8杯目
『カランコロン……』
「いらっしゃい」
「いらっしゃいませ」
「こんばんはマスター。ハナちゃん」
「え……と、こんばんは……勇者……様?」
この優しく微笑みながら挨拶していただいた、勇者様によく似たお方は誰だろう?
「テ、テンチョー。このお客様は誰でしょう?」
「あのクズによく似ていますが、昼過ぎからではなく夜に店にいらっしゃるとは。変ですね」
「やだなマスター。昼間は働いてるから来れないのは当然じゃないですか」
勇者様のような方から衝撃的な一言が!
「はわわわわ。ついにですよ、ようやくですよ、待ちに待ったですよテンチョー!」
「耳を疑いますね。お祝いをするべきでしょうか?」
「どうしましょうテンチョー。嬉しくて涙が出てきました私」
「私は目眩と吐き気もしますよハナさん。ついに彼も働いていただけましたか、たまっていた店のツケを返していただけるかもしれませんね」
「ハハハ……面白いことを言いますね二人とも」
怒らない?
いつもなら怖い顔で怒鳴る勇者様がこの笑顔。やっぱり今日の勇者様は変ですね。
「あの勇者様。熱でもあるのではないですか? 病院へ行ってお医者様にみてもらった方が……」
「……いや、実は僕は」
『カランコロン……』
「いや~勝った勝った大儲け! カジノで勝って今日は運がいいぜ! マスター、ハナちゃん今日はちゃんと酒を飲むぞ!」
ゆ、勇者様が……2人? カジノに行っていて今日は店に来るのが遅れたと。
じゃあこの‘まとも’な勇者様は?
「お、俺がいる? ドッペルゲンガー?」
「もしやあなたは。

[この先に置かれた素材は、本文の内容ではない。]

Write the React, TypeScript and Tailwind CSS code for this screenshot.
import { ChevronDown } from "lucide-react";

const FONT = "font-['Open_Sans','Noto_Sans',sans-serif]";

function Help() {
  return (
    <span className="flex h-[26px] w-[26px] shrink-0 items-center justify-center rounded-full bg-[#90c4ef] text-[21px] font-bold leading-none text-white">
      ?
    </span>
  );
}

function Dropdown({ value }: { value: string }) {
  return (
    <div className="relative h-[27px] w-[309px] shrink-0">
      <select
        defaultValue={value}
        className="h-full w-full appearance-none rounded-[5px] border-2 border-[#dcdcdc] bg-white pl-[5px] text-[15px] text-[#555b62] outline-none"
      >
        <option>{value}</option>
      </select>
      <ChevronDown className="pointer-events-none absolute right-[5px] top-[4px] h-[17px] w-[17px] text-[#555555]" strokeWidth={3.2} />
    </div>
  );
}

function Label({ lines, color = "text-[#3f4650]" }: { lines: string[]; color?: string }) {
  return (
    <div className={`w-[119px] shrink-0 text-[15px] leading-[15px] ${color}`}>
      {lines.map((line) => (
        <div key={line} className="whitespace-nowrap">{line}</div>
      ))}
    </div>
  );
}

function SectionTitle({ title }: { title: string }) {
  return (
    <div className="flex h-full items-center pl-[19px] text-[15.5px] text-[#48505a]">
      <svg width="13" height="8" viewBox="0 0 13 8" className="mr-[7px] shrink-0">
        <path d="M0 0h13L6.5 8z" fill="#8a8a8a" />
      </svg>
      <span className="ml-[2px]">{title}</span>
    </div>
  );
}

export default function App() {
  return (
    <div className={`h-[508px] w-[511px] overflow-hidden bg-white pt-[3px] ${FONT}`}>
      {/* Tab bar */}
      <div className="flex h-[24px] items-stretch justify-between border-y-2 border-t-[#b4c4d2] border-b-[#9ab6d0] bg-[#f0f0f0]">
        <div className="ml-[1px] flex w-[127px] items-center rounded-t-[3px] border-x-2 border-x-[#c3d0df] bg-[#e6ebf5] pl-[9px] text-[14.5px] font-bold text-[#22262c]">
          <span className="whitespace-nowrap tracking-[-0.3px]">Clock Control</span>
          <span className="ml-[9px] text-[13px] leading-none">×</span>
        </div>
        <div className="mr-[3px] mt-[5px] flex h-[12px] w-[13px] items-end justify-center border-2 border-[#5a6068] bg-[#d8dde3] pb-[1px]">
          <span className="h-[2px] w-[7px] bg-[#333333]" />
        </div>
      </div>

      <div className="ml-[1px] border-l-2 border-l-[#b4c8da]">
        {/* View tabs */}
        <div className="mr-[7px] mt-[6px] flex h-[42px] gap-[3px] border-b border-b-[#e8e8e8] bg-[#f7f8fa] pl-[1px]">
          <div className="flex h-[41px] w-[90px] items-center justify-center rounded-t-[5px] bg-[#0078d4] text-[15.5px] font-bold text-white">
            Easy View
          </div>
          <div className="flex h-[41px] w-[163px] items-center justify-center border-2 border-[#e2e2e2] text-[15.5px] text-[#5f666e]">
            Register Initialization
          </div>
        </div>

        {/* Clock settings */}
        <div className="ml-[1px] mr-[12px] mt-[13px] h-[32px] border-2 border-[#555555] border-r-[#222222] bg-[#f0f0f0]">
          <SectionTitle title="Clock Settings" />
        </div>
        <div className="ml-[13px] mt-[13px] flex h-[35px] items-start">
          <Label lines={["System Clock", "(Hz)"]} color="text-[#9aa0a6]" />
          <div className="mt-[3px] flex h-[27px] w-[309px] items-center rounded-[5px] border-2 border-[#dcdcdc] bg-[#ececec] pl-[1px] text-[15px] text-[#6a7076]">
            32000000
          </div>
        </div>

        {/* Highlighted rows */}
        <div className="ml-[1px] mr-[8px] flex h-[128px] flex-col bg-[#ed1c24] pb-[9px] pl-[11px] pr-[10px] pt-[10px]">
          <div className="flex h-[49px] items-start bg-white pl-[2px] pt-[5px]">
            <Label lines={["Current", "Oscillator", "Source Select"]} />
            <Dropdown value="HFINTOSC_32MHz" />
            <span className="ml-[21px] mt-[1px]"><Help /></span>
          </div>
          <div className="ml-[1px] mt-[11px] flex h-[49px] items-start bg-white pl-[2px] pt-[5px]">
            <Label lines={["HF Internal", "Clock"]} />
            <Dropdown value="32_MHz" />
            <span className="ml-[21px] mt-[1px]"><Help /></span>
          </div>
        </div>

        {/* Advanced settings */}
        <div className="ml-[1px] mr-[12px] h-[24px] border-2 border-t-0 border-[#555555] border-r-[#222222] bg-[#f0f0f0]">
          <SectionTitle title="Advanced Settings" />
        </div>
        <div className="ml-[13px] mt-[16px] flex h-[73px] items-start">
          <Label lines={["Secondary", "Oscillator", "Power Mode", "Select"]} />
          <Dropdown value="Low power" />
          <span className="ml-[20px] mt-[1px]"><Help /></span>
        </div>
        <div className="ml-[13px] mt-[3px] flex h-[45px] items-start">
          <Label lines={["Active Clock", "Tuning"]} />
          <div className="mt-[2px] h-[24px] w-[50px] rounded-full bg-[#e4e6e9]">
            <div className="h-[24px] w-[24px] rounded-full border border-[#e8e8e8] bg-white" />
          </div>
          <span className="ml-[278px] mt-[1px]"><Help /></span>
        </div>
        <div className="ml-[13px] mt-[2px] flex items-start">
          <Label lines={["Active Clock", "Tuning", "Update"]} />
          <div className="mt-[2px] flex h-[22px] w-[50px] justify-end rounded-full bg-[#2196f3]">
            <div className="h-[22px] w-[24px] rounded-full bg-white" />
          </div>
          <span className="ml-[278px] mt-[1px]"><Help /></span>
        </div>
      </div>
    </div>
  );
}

最近この街に現れたというものまね師の方では?」
テンチョーがまともな勇者様に話しかける。モノマネ?
「いや~ものまね師だなんて、趣味ですよ趣味」
「マジか。しかし俺にそっくりだな本当に。声まで同じだ」
「でもでも似て非なるものですよ。だってカジノに行ってた勇者様はお仕事していませんよね? 無職ですよね?」
「あったりまえだろ! 働いたらゲームオーバーだぜ!」
それでこそ勇者様! 毎日お金に困っているのに生き生きしてます。
「お恥ずかしいですね。趣味のものまねは日々自信をつけてきましたが、さすがに無職を表現するにはまだまだ力不足で」
「失礼だなお前!」
あぁ、これでこそ勇者様ですね。